Na een oproep blijkt dat het personeel erg betrokken is. „Binnen vier minuten had ik de bezetting rond”, zegt Leonie Bijmolt, coördinator van het serviceloket. „Zo’n 80 tot 90 procent van onze medewerkers komt zelf uit het aardbevingsgebied, ze weten wat de bellers doormaken.”
Personeel krijgt training
Die schademelders zijn soms boos, wanhopig en gefrustreerd, na weer een klap, die ze stiekem niet meer verwacht hadden na het stopzetten van de aardgaswinning. Bijmolt: „De medewerkers hebben een training gehad om met emotionele en agressieve bellers om te gaan.’’
Achter het telefoonnummer en de mail van het serviceloket schuilen dagelijks ruim veertig medewerkers. Een deel hen werkt thuis, anderen kiezen voor het kantoor. De vragen zijn uiteenlopend van aard. „Het principe is dat iedereen ons mag bellen”, zegt Papadopoulos. „Wij kunnen melders dan informeren over schaderegelingen waar ze mogelijk voor in aanmerking komen, hoe ze online een melding kunnen doen, of informatie geven over een al eerder ingediende aanvraag.”
Piek in de meldingen
Sinds de beving bij Zeerijp is er sprake van een piek in het aantal meldingen. Op woensdagmiddag 16.00 uur stond de teller op 2517 schademeldingen. Ook werden er in die periode 68 meldingen van een mogelijk acuut onveilige situatie (AOS) gedaan. Maar ook in ‘normale’ tijden is het druk bij het serviceloket, zegt Papadopoulos: „Per week krijgen we ongeveer 1500 telefoontjes binnen.”
‘Ik ben een soort sociaal werker’
Judith Israël (59) zit met een headset op achter een beeldscherm. Ze staat een beller te woord die is verhuisd en zich afvraagt of een scheur die hij heeft opgemerkt al door de vorige bewoners gemeld is. „Als u twijfelt: gewoon een nieuwe aanvraag doen”, is haar advies. Net als haar collega’s krijgt ze regelmatig gefrustreerde of boze mensen aan de lijn. „Ze mogen best even boos doen, ze moeten hun verhaal kwijt. Maar het moet wel fatsoenlijk blijven. Als ze gaan schelden verbreek ik de verbinding.”
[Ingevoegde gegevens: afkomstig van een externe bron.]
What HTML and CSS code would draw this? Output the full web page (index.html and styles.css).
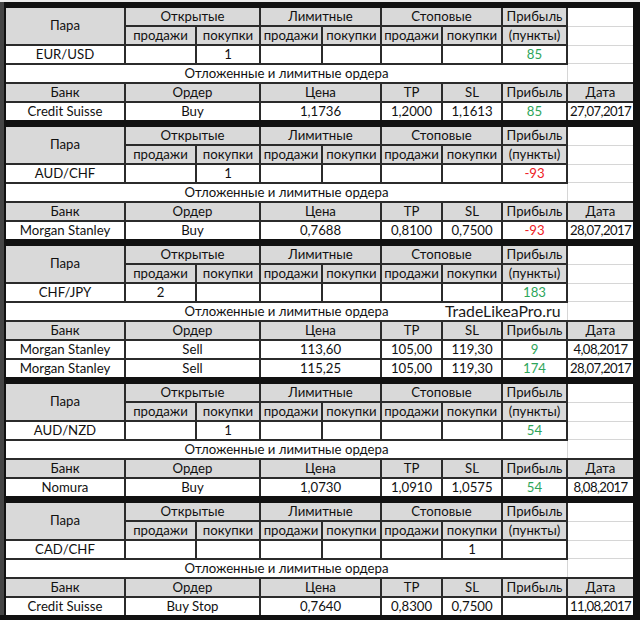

Israël is blij dat ze aardbevingsgedupeerden kan helpen. „Eigenlijk ben ik een soort sociaal werker”, zegt ze. „Ik zit hier wel op mijn plek. Het is dankbaar werk.”
Over het IMG
Het Instituut Mijnbouwschade Groningen bestaat sinds 1 juli 2020. Het is de opvolger van de Tijdelijke Commissie Mijnbouwschade Groningen. In totaal is tot nu toe circa 2,9 miljard euro aan schadevergoeding uitgekeerd: 2,1 miljard voor fysieke schade, 513 miljoen euro voor waardedaling en 269 miljoen euro voor immateriële schade.